◆ **PROBLEM REQUIREMENTS**: Only lines holding the word "code" should be copied from the material.

◆ **Collected data**:
--------------------------------
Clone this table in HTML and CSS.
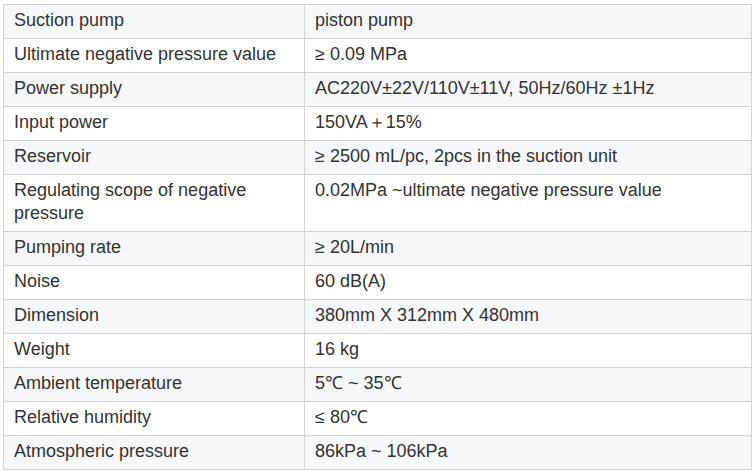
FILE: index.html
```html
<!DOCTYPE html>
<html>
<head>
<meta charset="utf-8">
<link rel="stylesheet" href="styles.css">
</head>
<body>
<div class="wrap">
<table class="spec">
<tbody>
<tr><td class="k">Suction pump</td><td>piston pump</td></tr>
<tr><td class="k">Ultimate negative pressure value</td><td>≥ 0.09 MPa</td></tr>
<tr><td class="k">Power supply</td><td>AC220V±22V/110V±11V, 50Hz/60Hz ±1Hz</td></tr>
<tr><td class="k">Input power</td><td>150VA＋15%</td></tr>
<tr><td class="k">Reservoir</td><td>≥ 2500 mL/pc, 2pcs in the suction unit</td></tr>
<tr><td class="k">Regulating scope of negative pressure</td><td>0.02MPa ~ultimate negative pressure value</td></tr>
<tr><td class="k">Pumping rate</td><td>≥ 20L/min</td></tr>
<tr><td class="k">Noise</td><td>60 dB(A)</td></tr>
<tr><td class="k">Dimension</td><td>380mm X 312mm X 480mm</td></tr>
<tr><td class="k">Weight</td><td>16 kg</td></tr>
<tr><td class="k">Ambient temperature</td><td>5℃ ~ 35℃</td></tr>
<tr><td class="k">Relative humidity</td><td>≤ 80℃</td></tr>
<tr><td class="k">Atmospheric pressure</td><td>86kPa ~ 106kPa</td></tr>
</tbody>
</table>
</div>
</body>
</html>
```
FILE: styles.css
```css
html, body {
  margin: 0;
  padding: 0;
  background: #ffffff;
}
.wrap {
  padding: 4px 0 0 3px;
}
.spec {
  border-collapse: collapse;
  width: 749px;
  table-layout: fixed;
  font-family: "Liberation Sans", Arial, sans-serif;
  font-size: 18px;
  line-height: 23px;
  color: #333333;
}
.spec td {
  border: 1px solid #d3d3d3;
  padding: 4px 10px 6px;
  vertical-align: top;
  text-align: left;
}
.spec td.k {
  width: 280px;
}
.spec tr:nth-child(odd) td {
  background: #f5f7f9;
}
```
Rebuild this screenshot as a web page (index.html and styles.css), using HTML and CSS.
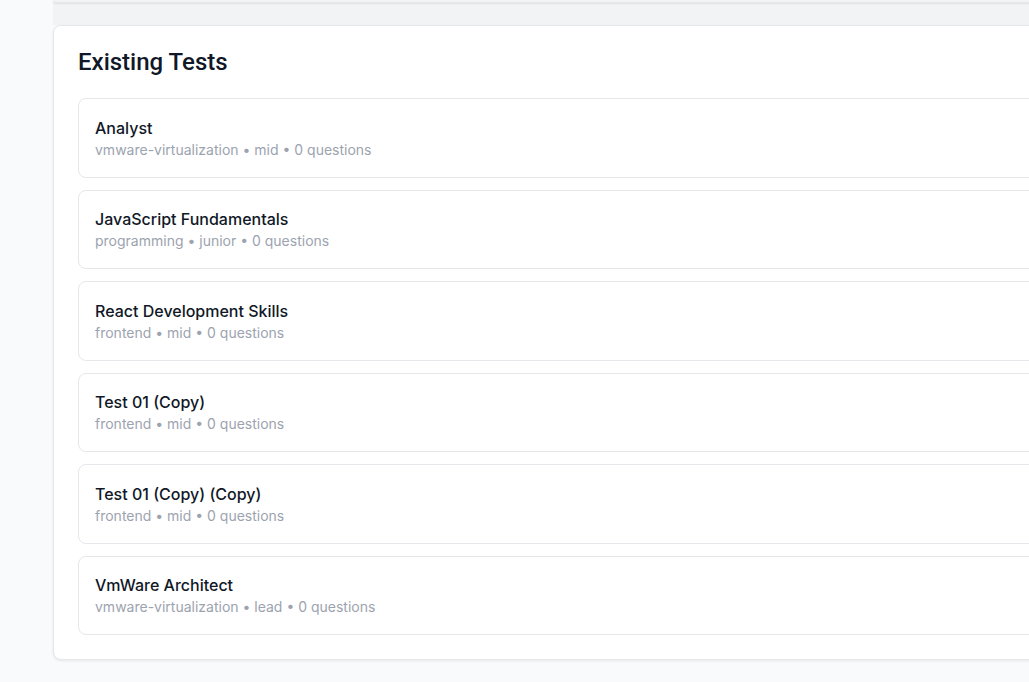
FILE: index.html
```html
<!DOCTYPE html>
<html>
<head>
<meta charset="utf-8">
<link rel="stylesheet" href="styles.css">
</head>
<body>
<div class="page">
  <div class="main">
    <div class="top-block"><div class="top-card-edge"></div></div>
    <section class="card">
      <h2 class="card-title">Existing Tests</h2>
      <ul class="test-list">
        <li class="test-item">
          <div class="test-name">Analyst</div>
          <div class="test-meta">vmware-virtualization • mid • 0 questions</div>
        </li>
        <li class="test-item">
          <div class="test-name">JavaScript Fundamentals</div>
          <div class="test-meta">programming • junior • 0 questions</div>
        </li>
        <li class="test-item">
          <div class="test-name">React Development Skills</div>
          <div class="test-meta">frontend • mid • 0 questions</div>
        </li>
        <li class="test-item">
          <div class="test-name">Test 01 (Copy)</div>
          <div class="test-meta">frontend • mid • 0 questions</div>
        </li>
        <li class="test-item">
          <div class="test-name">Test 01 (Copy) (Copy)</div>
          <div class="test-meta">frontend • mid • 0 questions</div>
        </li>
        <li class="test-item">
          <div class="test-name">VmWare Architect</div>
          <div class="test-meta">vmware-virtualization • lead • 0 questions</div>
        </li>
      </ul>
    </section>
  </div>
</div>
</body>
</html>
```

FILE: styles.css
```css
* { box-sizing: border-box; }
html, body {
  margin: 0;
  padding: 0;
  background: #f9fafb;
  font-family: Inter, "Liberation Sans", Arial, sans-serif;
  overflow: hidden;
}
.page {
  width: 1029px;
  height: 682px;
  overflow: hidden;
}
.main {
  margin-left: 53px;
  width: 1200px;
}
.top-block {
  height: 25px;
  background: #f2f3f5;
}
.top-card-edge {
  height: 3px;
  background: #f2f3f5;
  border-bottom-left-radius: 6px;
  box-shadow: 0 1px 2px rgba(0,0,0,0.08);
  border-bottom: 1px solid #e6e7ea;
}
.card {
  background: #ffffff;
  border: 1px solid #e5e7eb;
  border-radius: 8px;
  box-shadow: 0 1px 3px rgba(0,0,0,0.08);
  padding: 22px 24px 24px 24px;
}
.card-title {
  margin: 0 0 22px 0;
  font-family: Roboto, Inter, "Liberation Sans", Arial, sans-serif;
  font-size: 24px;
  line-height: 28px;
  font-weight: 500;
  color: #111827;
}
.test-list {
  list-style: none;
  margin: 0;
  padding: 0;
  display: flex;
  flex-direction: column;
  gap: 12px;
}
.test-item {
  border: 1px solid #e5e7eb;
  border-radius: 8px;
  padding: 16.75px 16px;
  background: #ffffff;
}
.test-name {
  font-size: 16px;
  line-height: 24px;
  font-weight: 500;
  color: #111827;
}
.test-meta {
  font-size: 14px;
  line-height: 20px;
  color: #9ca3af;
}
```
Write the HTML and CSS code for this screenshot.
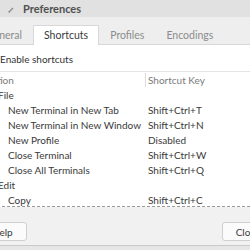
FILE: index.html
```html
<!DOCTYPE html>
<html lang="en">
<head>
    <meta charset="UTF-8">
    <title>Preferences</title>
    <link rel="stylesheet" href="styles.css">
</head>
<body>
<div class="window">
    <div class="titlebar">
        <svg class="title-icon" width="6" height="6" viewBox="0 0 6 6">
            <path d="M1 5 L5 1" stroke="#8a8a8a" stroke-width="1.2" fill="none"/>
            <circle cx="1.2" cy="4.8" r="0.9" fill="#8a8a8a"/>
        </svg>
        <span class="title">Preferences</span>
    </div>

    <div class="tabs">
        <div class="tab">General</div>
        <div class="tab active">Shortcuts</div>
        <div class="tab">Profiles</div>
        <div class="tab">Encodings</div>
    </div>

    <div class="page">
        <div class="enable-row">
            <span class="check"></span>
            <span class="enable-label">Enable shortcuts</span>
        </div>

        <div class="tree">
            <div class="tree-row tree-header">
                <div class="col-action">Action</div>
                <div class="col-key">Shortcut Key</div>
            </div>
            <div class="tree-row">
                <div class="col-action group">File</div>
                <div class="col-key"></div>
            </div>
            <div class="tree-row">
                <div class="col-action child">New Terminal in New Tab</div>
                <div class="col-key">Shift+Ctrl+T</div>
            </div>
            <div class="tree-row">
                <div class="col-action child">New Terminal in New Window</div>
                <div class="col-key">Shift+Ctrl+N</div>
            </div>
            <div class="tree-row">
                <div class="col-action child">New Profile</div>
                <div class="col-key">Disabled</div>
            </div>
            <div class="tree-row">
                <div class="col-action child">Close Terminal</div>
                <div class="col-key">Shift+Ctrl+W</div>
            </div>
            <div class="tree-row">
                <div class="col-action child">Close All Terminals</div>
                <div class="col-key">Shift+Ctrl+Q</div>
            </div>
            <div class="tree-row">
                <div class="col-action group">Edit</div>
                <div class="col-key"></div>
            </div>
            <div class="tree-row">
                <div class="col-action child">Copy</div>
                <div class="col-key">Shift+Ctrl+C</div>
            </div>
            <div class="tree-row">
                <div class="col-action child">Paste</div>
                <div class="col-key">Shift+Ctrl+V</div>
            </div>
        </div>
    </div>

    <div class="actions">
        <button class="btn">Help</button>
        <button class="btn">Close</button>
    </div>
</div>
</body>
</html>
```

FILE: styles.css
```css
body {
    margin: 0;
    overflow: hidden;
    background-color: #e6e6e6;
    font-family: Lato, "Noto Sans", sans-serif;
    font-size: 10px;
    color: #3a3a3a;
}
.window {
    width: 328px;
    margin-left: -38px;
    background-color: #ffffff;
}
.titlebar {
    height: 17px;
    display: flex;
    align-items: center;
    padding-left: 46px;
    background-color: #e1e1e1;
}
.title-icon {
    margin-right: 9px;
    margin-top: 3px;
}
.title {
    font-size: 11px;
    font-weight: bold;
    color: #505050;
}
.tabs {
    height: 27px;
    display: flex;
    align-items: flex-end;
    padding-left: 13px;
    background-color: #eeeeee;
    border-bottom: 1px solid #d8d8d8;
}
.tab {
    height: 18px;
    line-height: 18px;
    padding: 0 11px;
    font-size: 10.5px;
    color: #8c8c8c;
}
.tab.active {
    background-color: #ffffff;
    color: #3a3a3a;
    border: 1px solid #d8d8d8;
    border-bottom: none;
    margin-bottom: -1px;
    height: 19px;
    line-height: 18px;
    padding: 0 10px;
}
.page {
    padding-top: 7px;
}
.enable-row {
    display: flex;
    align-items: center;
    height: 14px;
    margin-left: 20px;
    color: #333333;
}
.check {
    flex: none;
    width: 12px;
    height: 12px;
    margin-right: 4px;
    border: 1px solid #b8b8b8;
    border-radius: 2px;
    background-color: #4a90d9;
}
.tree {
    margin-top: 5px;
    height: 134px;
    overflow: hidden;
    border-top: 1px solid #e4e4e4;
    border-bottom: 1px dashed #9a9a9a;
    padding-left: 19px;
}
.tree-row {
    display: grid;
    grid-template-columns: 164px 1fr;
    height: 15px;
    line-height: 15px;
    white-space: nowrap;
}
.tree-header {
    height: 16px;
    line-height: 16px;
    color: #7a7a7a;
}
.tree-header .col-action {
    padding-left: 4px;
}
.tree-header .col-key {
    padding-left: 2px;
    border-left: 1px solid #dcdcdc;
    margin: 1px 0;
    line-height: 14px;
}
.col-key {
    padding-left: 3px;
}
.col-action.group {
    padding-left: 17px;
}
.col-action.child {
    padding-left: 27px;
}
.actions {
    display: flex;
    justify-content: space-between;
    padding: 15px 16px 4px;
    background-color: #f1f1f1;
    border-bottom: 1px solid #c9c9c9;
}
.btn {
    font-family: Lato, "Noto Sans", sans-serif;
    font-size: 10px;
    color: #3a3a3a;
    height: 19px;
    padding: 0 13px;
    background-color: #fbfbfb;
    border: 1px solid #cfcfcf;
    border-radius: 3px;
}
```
--------------------------------
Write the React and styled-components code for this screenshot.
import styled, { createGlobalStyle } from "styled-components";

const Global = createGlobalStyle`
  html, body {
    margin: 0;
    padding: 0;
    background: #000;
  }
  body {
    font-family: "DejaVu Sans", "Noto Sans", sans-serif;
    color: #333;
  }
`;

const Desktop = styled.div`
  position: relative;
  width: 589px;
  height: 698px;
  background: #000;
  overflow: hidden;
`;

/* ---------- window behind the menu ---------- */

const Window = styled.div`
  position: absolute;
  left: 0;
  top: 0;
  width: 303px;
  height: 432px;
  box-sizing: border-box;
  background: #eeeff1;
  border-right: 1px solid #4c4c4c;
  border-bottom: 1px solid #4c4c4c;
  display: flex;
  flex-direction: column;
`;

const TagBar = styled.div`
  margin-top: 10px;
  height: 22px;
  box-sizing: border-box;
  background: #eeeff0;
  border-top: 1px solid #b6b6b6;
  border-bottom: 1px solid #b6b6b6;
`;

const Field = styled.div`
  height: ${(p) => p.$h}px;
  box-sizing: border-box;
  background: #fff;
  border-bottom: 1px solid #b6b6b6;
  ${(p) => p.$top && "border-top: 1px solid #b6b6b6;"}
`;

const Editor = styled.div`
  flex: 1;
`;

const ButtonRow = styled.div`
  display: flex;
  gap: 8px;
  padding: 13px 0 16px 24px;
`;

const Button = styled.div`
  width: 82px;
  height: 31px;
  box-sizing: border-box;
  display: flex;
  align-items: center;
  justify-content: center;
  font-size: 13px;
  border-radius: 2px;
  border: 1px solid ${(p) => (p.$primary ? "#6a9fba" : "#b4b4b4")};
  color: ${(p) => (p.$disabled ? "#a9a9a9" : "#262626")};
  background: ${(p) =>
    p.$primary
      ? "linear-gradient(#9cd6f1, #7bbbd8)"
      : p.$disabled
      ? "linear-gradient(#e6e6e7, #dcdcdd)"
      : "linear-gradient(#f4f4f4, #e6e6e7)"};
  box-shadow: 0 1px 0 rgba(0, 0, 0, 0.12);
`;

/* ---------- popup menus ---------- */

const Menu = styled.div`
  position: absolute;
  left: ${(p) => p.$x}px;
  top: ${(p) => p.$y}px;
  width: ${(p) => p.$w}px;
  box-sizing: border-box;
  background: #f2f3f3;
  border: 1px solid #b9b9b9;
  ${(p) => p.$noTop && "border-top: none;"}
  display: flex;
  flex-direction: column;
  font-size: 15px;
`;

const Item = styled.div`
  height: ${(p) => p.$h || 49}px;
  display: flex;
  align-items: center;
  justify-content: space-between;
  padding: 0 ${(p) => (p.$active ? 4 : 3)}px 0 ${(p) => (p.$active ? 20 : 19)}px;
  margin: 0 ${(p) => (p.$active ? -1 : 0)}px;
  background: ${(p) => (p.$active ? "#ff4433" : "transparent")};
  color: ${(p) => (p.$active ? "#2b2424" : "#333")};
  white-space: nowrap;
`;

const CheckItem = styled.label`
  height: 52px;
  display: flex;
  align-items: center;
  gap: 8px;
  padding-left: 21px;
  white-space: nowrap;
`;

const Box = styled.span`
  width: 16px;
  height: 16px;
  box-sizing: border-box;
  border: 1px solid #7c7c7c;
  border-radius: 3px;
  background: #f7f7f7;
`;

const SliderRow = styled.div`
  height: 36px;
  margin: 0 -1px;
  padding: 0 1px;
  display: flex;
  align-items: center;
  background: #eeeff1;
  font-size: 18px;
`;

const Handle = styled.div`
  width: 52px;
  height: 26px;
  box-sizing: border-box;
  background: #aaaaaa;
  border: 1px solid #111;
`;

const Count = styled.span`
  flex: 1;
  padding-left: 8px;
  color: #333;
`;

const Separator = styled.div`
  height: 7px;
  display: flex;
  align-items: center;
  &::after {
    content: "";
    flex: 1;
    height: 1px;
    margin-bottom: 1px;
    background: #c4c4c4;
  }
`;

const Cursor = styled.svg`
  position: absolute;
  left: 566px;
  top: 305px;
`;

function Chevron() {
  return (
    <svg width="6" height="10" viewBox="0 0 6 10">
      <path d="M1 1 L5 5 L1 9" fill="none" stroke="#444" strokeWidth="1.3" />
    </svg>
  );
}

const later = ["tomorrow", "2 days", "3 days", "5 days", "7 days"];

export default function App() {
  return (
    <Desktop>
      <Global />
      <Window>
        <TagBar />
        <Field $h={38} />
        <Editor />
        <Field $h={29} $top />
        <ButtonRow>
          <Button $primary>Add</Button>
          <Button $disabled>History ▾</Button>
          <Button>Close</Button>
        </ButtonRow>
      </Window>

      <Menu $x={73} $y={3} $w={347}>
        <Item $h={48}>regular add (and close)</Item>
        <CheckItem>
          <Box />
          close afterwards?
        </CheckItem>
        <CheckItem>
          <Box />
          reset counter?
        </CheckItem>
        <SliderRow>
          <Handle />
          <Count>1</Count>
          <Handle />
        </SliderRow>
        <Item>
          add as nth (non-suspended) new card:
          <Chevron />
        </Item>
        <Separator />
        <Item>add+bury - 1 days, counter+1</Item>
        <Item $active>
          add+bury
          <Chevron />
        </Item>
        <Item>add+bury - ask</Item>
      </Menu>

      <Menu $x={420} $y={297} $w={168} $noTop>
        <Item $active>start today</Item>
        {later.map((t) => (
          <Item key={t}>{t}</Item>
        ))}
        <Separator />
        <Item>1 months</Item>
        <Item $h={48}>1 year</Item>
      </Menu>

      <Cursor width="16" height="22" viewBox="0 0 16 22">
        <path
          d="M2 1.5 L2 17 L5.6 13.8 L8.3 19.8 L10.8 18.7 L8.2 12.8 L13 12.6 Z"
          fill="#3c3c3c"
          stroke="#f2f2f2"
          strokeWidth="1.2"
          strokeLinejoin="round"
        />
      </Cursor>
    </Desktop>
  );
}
--------------------------------
◆ **COMPLETE RESPONSE**:
Write the HTML and CSS code for this screenshot.
Write the React and styled-components code for this screenshot.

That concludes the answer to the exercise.